Abstract

I provide a first comprehensive literature survey with an exclusive focus on empirical corporate tax avoidance research. Shackelford and Shevlin [2001] traced the earlier developments of archival, microeconomic-based, empirical income tax research, pointing out a nascent interest for research on the determinants of tax aggressiveness. Nine years later, Hanlon and Heitzman [2010] labeled “corporate tax avoidance” as one of four “main areas” of tax research in accounting. Until and since then, work in this area has grown at a rapid pace and clearly remains a vibrant area of tax research. Hence, the goal of this study is to assist both researchers who are new to this field as well as experienced readers by providing an updated overview of empirical studies investigating firms’ efforts to reduce their explicit tax burden.

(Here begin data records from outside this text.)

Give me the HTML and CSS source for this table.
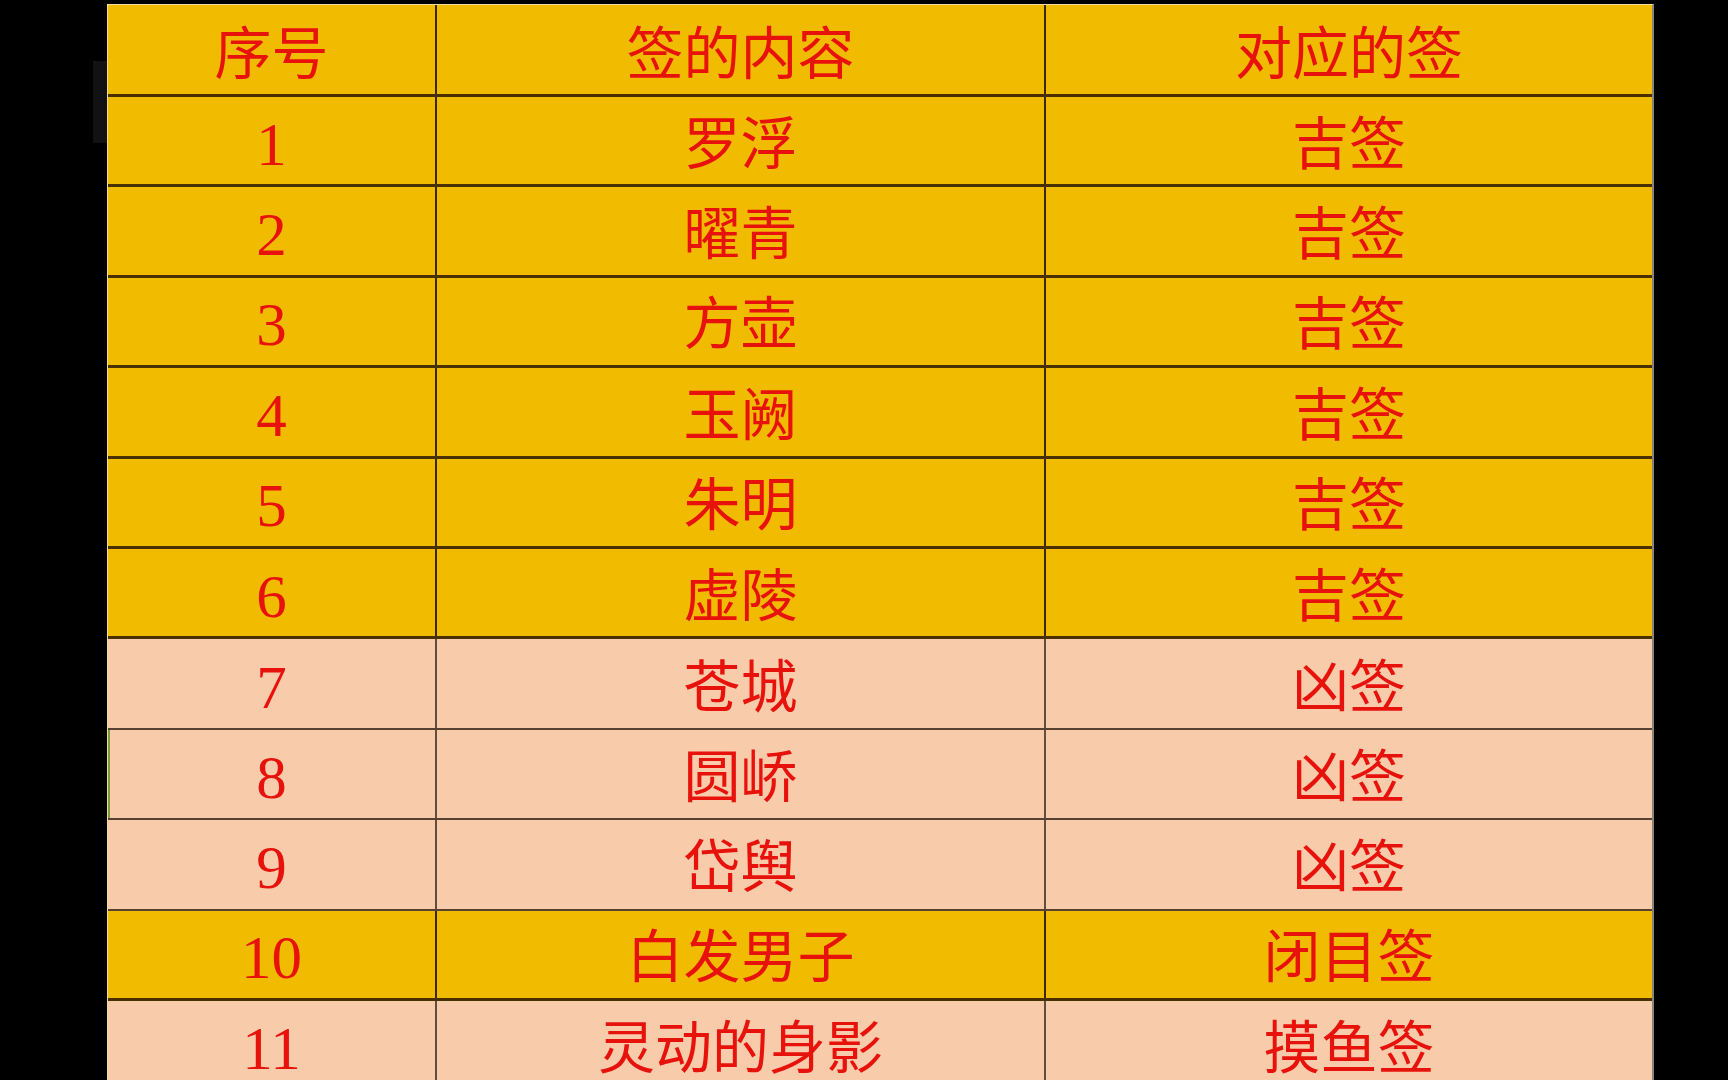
FILE: index.html
```html
<!DOCTYPE html>
<html lang="zh-CN">
<head>
<meta charset="utf-8">
<title>签</title>
<link rel="stylesheet" href="styles.css">
</head>
<body>
<div class="frame">
  <div class="gutter"><div class="ghost"></div></div>
  <div class="sheet">
    <div class="row gold head"><div class="cell num">序号</div><div class="cell">签的内容</div><div class="cell last">对应的签</div></div>
    <div class="row gold"><div class="cell num">1</div><div class="cell">罗浮</div><div class="cell last">吉签</div></div>
    <div class="row gold"><div class="cell num">2</div><div class="cell">曜青</div><div class="cell last">吉签</div></div>
    <div class="row gold"><div class="cell num">3</div><div class="cell">方壶</div><div class="cell last">吉签</div></div>
    <div class="row gold"><div class="cell num">4</div><div class="cell">玉阙</div><div class="cell last">吉签</div></div>
    <div class="row gold"><div class="cell num">5</div><div class="cell">朱明</div><div class="cell last">吉签</div></div>
    <div class="row gold"><div class="cell num">6</div><div class="cell">虚陵</div><div class="cell last">吉签</div></div>
    <div class="row peach"><div class="cell num">7</div><div class="cell">苍城</div><div class="cell last">凶签</div></div>
    <div class="row peach"><div class="cell num mark">8</div><div class="cell">圆峤</div><div class="cell last">凶签</div></div>
    <div class="row peach"><div class="cell num">9</div><div class="cell">岱舆</div><div class="cell last">凶签</div></div>
    <div class="row gold"><div class="cell num">10</div><div class="cell">白发男子</div><div class="cell last">闭目签</div></div>
    <div class="row peach"><div class="cell num">11</div><div class="cell">灵动的身影</div><div class="cell last">摸鱼签</div></div>
  </div>
</div>
</body>
</html>
```

FILE: styles.css
```css
html, body {
  margin: 0;
  padding: 0;
  background: #000;
  height: 1080px;
  overflow: hidden;
}

.frame {
  display: flex;
  align-items: flex-start;
  padding-top: 4px;
}

.gutter {
  width: 107px;
  flex: none;
}

.ghost {
  margin-left: 93px;
  margin-top: 57px;
  width: 14px;
  height: 82px;
  background: #121212;
}

.sheet {
  width: 1547px;
  box-sizing: border-box;
  border-top: 1px solid #f3dc9a;
  border-left: 1px solid #f3dc9a;
  border-right: 2px solid #8a8378;
  font-family: "Liberation Serif", "Noto Sans CJK SC", serif;
  color: #e8120c;
}

.row {
  display: grid;
  grid-template-columns: 329px 609px 1fr;
  height: 90.4px;
  box-sizing: border-box;
}

.row.head {
  height: 92px;
}

.gold {
  background: #f1bb00;
  border-bottom: 3px solid rgba(45, 25, 0, 0.86);
}

.peach {
  background: #f8cbab;
  border-bottom: 2px solid rgba(45, 30, 20, 0.8);
}

.cell {
  display: flex;
  align-items: center;
  justify-content: center;
  font-size: 57px;
  line-height: 1;
  border-right: 2px solid rgba(25, 15, 0, 0.85);
  padding-top: 7px;
  box-sizing: border-box;
}

.peach .cell {
  border-right-color: rgba(50, 35, 25, 0.75);
}

.cell.last {
  border-right: none;
}

.cell.num {
  font-size: 61px;
}

.head .cell.num {
  font-size: 57px;
}

.head .cell {
  padding-top: 9px;
}

.cell.mark {
  box-shadow: inset 2px 0 0 #7f9a3c;
}
```
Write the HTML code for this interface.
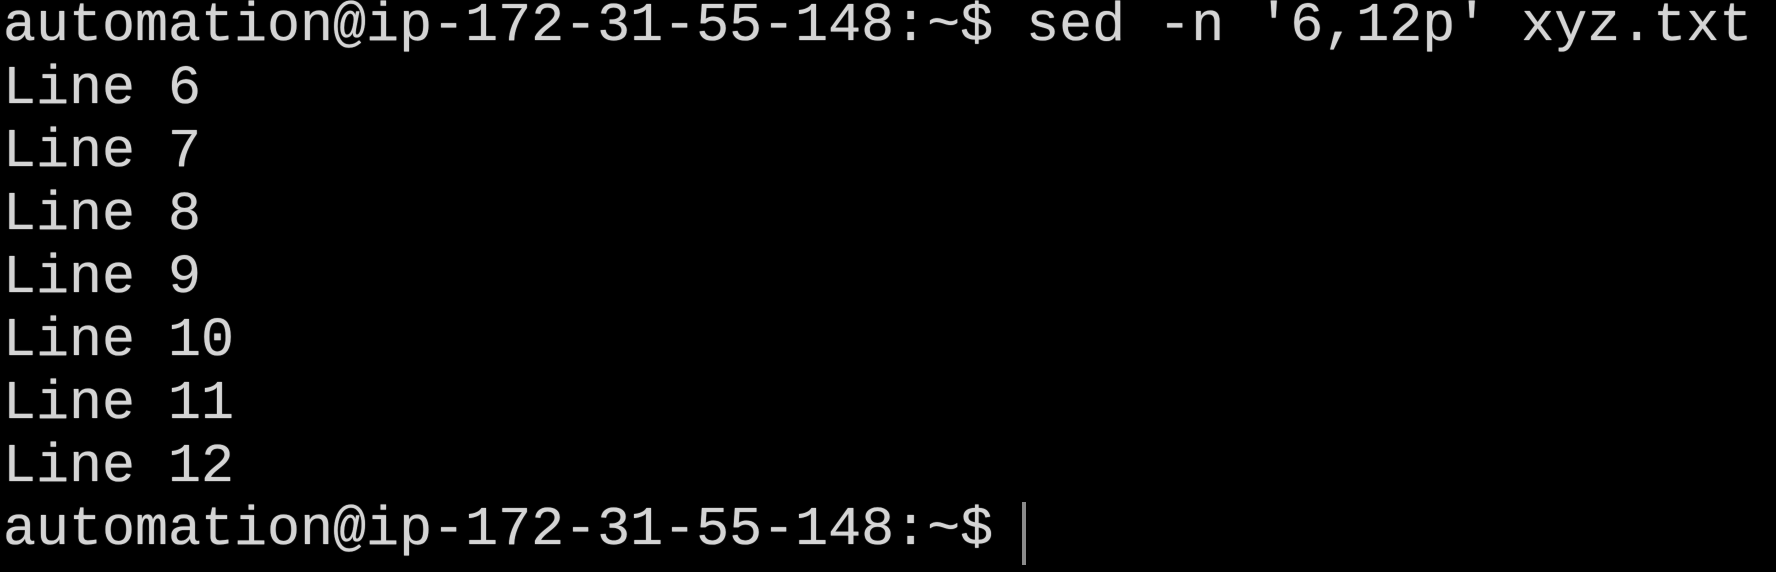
<!DOCTYPE html>
<html><head><meta charset="utf-8"><style>
html,body{margin:0;padding:0;background:#000;width:1776px;height:572px;overflow:hidden}
pre{position:absolute;left:3px;top:-6px;margin:0;font-family:"Liberation Mono",monospace;font-size:55px;line-height:63px;color:#d4d4d4;text-shadow:0 0 1px #d4d4d4}
.cur{position:absolute;left:1022px;top:502px;width:4px;height:63px;background:#8a8a8a}
</style></head><body>
<pre>automation@ip-172-31-55-148:~$ sed -n '6,12p' xyz.txt
Line 6
Line 7
Line 8
Line 9
Line 10
Line 11
Line 12
automation@ip-172-31-55-148:~$ </pre>
<div class="cur"></div>
</body></html>
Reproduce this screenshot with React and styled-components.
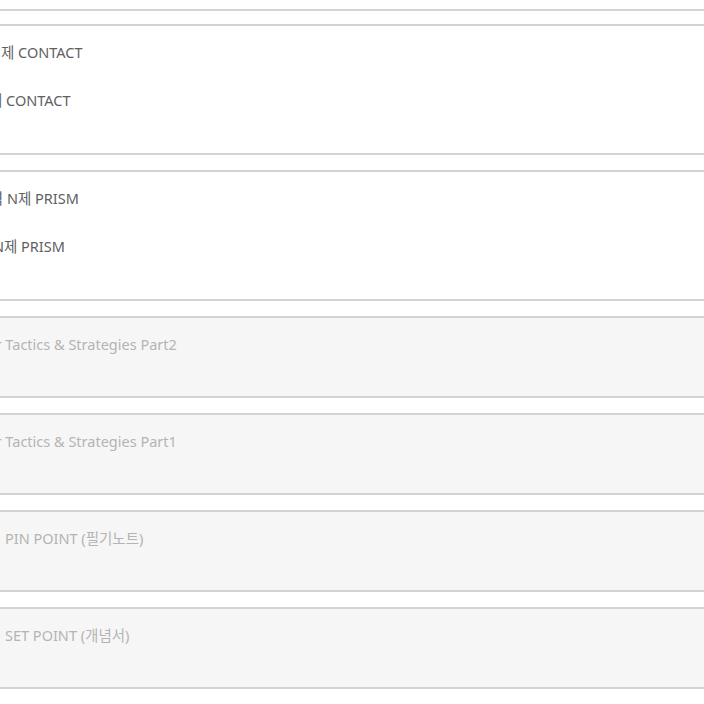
import React from 'react';
import styled, { createGlobalStyle } from 'styled-components';

const GlobalStyle = createGlobalStyle`
    html, body {
        margin: 0;
        padding: 0;
        background: #ffffff;
        overflow: hidden;
    }

    body {
        font-family: "Noto Sans", "Noto Sans CJK KR", sans-serif;
    }
`;

const BookList = styled.div`
    display: flex;
    flex-direction: column;
    gap: 15px;
    margin: -120px -12px 0;

    /* the card above the visible list sits a bit closer */
    & > :first-child {
        margin-bottom: -2px;
    }
`;

const BookCard = styled.div`
    box-sizing: border-box;
    height: ${props => props.$tall ? '131px' : '82px'};
    padding-top: 16px;
    background: ${props => props.$soldOut ? '#f6f6f6' : '#ffffff'};
    border: 2px solid #d3d3d3;
    overflow: hidden;
    display: flex;
    flex-direction: column;
    gap: 28px;
`;

const Title = styled.div`
    font-size: 14.5px;
    line-height: 20px;
    white-space: nowrap;
    color: ${props => props.$soldOut ? '#b4b4b4' : '#5f5f5f'};
    margin-left: ${props => props.$shift}px;
`;

const books = [
    { titles: [], tall: true },
    {
        tall: true,
        titles: [
            { text: '수학 실전 N제 CONTACT', shift: -61 },
            { text: '수학 기본 N제 CONTACT', shift: -73 },
        ],
    },
    {
        tall: true,
        titles: [
            { text: '수학 실력 N제 PRISM', shift: -44 },
            { text: '수학 기본 N제 PRISM', shift: -58 },
        ],
    },
    { soldOut: true, titles: [{ text: 'Winter Tactics & Strategies Part2', shift: -34 }] },
    { soldOut: true, titles: [{ text: 'Winter Tactics & Strategies Part1', shift: -34 }] },
    { soldOut: true, titles: [{ text: 'PIN POINT (필기노트)', shift: 15 }] },
    { soldOut: true, titles: [{ text: 'SET POINT (개념서)', shift: 15 }] },
];

const App = () => {
    return (
        <>
            <GlobalStyle />
            <BookList>
                {books.map((b, i) => (
                    <BookCard key={i} $tall={b.tall} $soldOut={b.soldOut}>
                        {b.titles.map((t, j) => (
                            <Title key={j} $shift={t.shift} $soldOut={b.soldOut}>{t.text}</Title>
                        ))}
                    </BookCard>
                ))}
            </BookList>
        </>
    );
}

export default App;
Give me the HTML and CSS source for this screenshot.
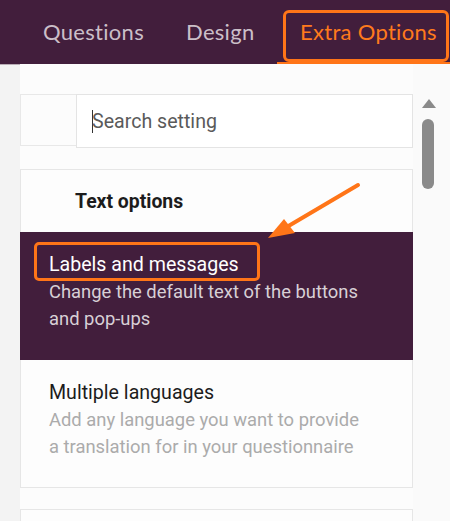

In a first step, the origins of tax avoidance research in the corporate context are briefly summarized. The second section briefly reviews numerous fundamental firm characteristics (e.g. size, capital structure, and asset mix) that have been shown to explain some variation in levels of tax avoidance. Third, the main part of this study is devoted to the discussion of the extensive empirical findings on the determinants and consequences of corporate tax avoidance (e.g. various corporate governance arrangements and alternative firm value implications). Finally, the study concludes with suggestions for future research.